Enterprise Analysis: Our Mount Everest

Thus far in this series of articles, we’ve surveyed the topographic terrain of Business Analysis from the local hills and valleys, with a tacit assumption of an analyst working at an application or project level and interfacing with things like rules, process, agile development teams, BA centers of excellence, and so on, all towards improving the BA’s role in moving projects along with higher and higher quality results.  And all those things are important to getting better quality software, or products, or processes, or widgets.

But there is a larger terrain we haven’t surveyed yet.  It’s perhaps “the big one,” the big context for all the projects, applications or products that we work on.  This is the top-level organizational picture, the enterprise. The work we do at that level we call “Enterprise Analysis.”  For some, it’s the ultimate summit of business analysis.  To quote again Bob Prentiss of Watermark Learning, “BAs grow up to be Enterprise Analysts.”  It’s indeed the area of our profession that comes with not only very high responsibility, but usually higher compensation as well.  And with that responsibility comes risk.
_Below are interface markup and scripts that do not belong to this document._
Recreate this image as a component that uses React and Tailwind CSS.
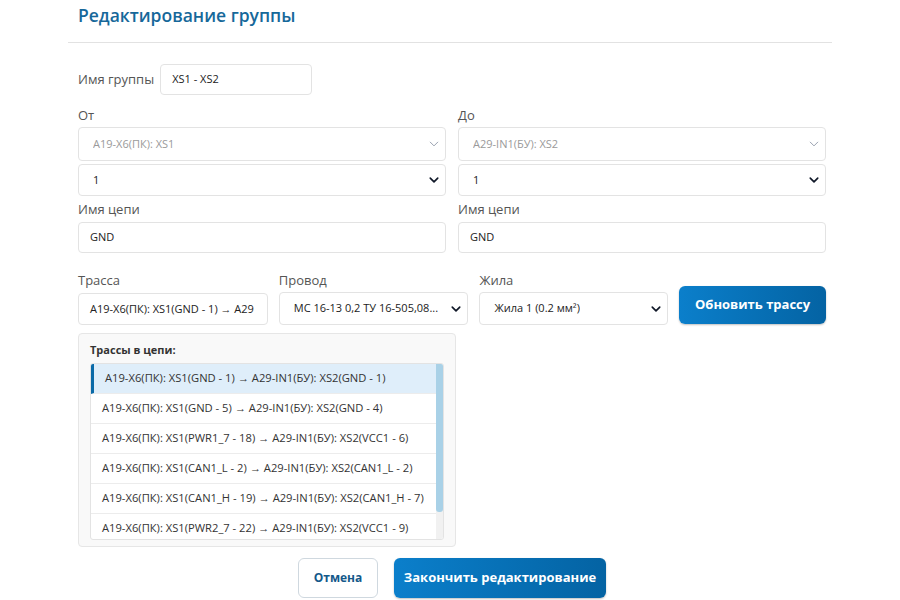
import React from 'react';

const font = { fontFamily: '"Open Sans", "Noto Sans", sans-serif' };

const Chevron = ({ muted }) => (
  <svg width="10" height="10" viewBox="0 0 16 16" className={muted ? 'text-gray-400' : 'text-gray-900'}>
    <path d="M2 5l6 6 6-6" fill="none" stroke="currentColor" strokeWidth={muted ? 1.6 : 2.6} strokeLinecap="round" strokeLinejoin="round" />
  </svg>
);

const FakeSelect = ({ value, muted, className = '' }) => (
  <div
    className={`flex items-center justify-between rounded-[4px] border border-[#e3e3e3] bg-white pl-[14px] pr-[6px] ${className}`}
  >
    <span className={`truncate text-[11px] ${muted ? 'text-[#9a9a9a]' : 'text-[#222]'}`}>{value}</span>
    <Chevron muted={muted} />
  </div>
);

const TextBox = ({ value, className = '' }) => (
  <div className={`flex items-center overflow-hidden whitespace-nowrap rounded-[4px] border border-[#e3e3e3] bg-white px-[11px] text-[11px] text-[#222] ${className}`}>
    {value}
  </div>
);

const Label = ({ children, className = '' }) => (
  <div className={`text-[13px] leading-[18px] text-[#555] ${className}`}>{children}</div>
);

const routes = [
  'A19-X6(ПК): XS1(GND - 1) → A29-IN1(БУ): XS2(GND - 1)',
  'A19-X6(ПК): XS1(GND - 5) → A29-IN1(БУ): XS2(GND - 4)',
  'A19-X6(ПК): XS1(PWR1_7 - 18) → A29-IN1(БУ): XS2(VCC1 - 6)',
  'A19-X6(ПК): XS1(CAN1_L - 2) → A29-IN1(БУ): XS2(CAN1_L - 2)',
  'A19-X6(ПК): XS1(CAN1_H - 19) → A29-IN1(БУ): XS2(CAN1_H - 7)',
  'A19-X6(ПК): XS1(PWR2_7 - 22) → A29-IN1(БУ): XS2(VCC1 - 9)',
];

const EndPoint = ({ title, connector }) => (
  <div className="flex flex-col">
    <Label className="mb-[3px]">{title}</Label>
    <FakeSelect value={connector} muted className="h-[34px]" />
    <FakeSelect value="1" className="mt-[3px] h-[32px]" />
    <Label className="mt-[4px] mb-[4px]">Имя цепи</Label>
    <TextBox value="GND" className="h-[31px]" />
  </div>
);

export default function App() {
  return (
    <div className="min-h-[600px] w-[900px] bg-white" style={font}>
      <div className="mx-[68px]">
        <h2 className="pl-[10px] pt-[3px] text-[17.5px] font-semibold leading-[24px] text-[#16689a]">
          Редактирование группы
        </h2>
        <div className="mt-[15px] border-t border-[#e2e2e2]" />

        <div className="pl-[10px] pr-[6px]">
          <div className="mt-[21px] flex items-center gap-[6px]">
            <span className="text-[13px] text-[#555]">Имя группы</span>
            <TextBox value="XS1 - XS2" className="h-[31px] w-[152px]" />
          </div>

          <div className="mt-[11px] grid grid-cols-2 gap-x-[12px]">
            <EndPoint title="От" connector="A19-X6(ПК): XS1" />
            <EndPoint title="До" connector="A29-IN1(БУ): XS2" />
          </div>

          <div className="mt-[18px] flex items-end gap-[11px]">
            <div className="w-[190px]">
              <Label className="mb-[4px]">Трасса</Label>
              <TextBox value="A19-X6(ПК): XS1(GND - 1) → A29" className="h-[32px]" />
            </div>
            <div className="w-[190px]">
              <Label className="mb-[3px]">Провод</Label>
              <FakeSelect value="МС 16-13 0,2 ТУ 16-505,08..." className="h-[33px]" />
            </div>
            <div className="w-[189px]">
              <Label className="mb-[3px]">Жила</Label>
              <FakeSelect value="Жила 1 (0.2 мм²)" className="h-[33px]" />
            </div>
            <button className="mb-[1px] h-[38px] w-[147px] rounded-[6px] bg-gradient-to-r from-[#0b7fcb] to-[#0463a3] text-[13px] font-bold text-white shadow-[0_1px_2px_rgba(0,0,0,0.25)]">
              Обновить трассу
            </button>
          </div>

          <div className="mt-[8px] w-[378px] rounded-[4px] border border-[#e6e6e6] bg-[#f9f9f9] px-[11px] pb-[6px] pt-[8px]">
            <div className="mb-[4px] text-[11px] font-bold text-[#333]">Трассы в цепи:</div>
            <div className="flex h-[177px] overflow-hidden rounded-[3px] border border-[#e3e3e3] bg-white">
              <div className="flex-1">
                {routes.map((r, i) => (
                  <div
                    key={i}
                    className={`flex h-[30px] items-center whitespace-nowrap border-b border-[#ececec] text-[11.2px] text-[#333] ${
                      i === 0 ? 'border-l-[3px] border-l-[#0a6aa8] bg-[#dfeefa] pl-[11px]' : 'pl-[11px]'
                    }`}
                  >
                    {r}
                  </div>
                ))}
              </div>
              <div className="w-[7px] bg-[#f1f1f1]">
                <div className="h-[148px] rounded-b-[3px] bg-[#a9d1e7]" />
              </div>
            </div>
          </div>

          <div className="mt-[11px] flex justify-center gap-[16px]">
            <button className="h-[40px] w-[80px] rounded-[6px] border border-[#cfd8df] bg-white text-[12px] font-bold text-[#14598a]">
              Отмена
            </button>
            <button className="h-[40px] w-[212px] rounded-[6px] bg-gradient-to-r from-[#0b7fcb] to-[#0463a3] text-[13px] font-bold text-white shadow-[0_1px_2px_rgba(0,0,0,0.25)]">
              Закончить редактирование
            </button>
          </div>
        </div>
      </div>
    </div>
  );
}
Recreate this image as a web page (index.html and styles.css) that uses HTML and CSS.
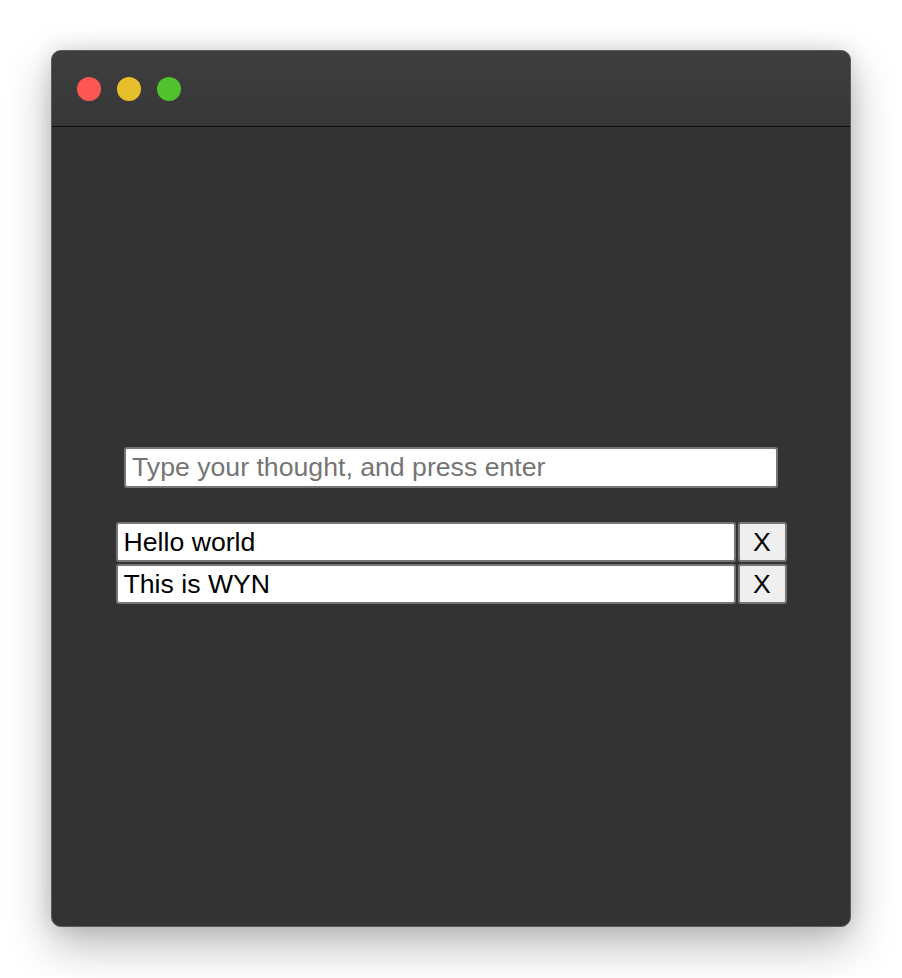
FILE: index.html
```html
<!DOCTYPE html>
<html>
<head>
<meta charset="utf-8">
<link rel="stylesheet" href="styles.css">
</head>
<body>
<div class="stage">
  <div class="window">
    <div class="titlebar">
      <span class="light red"></span>
      <span class="light yellow"></span>
      <span class="light green"></span>
    </div>
    <div class="content">
      <input class="new-thought" type="text" placeholder="Type your thought, and press enter">
      <div class="list">
        <div class="row">
          <input class="item" type="text" value="Hello world">
          <button class="remove">X</button>
        </div>
        <div class="row">
          <input class="item" type="text" value="This is WYN">
          <button class="remove">X</button>
        </div>
      </div>
    </div>
  </div>
</div>
</body>
</html>
```

FILE: styles.css
```css
html, body {
  margin: 0;
  padding: 0;
  background: #ffffff;
}
.stage {
  padding: 50px 51px;
}
.window {
  width: 800px;
  height: 877px;
  box-sizing: border-box;
  border: 1px solid #5c5c5c;
  border-radius: 10px;
  background: #333333;
  box-shadow: 0 18px 45px rgba(0, 0, 0, 0.28), 0 0 20px rgba(0, 0, 0, 0.12);
  overflow: hidden;
  display: flex;
  flex-direction: column;
}
.titlebar {
  height: 75px;
  flex: none;
  border-bottom: 1px solid #0a0a0a;
  background: linear-gradient(#3e3e3e, #373737);
  display: flex;
  align-items: center;
  gap: 16px;
  padding-left: 25px;
  box-sizing: content-box;
}
.light {
  width: 24px;
  height: 24px;
  border-radius: 50%;
  display: block;
}
.red { background: #fe5652; }
.yellow { background: #e7be2b; }
.green { background: #52c12e; }
.content {
  flex: 1;
  display: flex;
  flex-direction: column;
  align-items: center;
  padding-top: 320px;
}
input, button {
  font-family: "Liberation Sans", Arial, sans-serif;
  font-size: 26.67px;
  color: #000;
  box-sizing: border-box;
  border: 2px solid #767676;
  border-radius: 3px;
  margin: 0;
  outline: none;
}
.new-thought {
  width: 654px;
  height: 41px;
  padding: 0 6px;
  background: #fff;
}
.new-thought::placeholder {
  color: #757575;
}
.list {
  margin-top: 34px;
  display: flex;
  flex-direction: column;
  gap: 2px;
}
.row {
  display: flex;
  gap: 2px;
}
.item {
  width: 620px;
  height: 40px;
  padding: 0 6px;
  background: #fff;
}
.remove {
  width: 49px;
  height: 40px;
  padding: 0;
  background: #efefef;
  text-align: center;
}
```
But what IS Enterprise Analysis (EA) really?  How is it different than other analysis we do?  I think many people have the sense (I know I did) that it must be something that only large or super large enterprises do.  This must be for the Fortune 500 firms who can afford the fancy tools and who retain phalanxes of BAs for such things.  I thought it must be related to size or org.  But that’s not true.  Organizations of any size can benefit from EA.  Let’s get the IIBA take on it.  (Note: IIBA is working on a forthcoming Handbook of Enterprise Analysis, that will supplement and expand on what’s already there.)

Please welcome, Chapter Five of BABOK® v2!

BABOK‘s own picture of Enterprise Analysis (EA)

Having never had the chance to scale this mountain fully myself, I can look at that graphic and make sense of it intellectually, and indeed have used some of those tools at lower altitudes.  I’ve certainly done many of those tasks, but they usually were around a bound project, but not something at the highest levels of organization that required use of enterprise architecture surveying tools, frameworks and methodologies (Zachman, TOGAF, etc.), whose deliverables would have strategic impact across the org, or even perhaps change the nature of the organization itself.  That’s where the air gets thinner and each step has greater impact and potentially higher consequence.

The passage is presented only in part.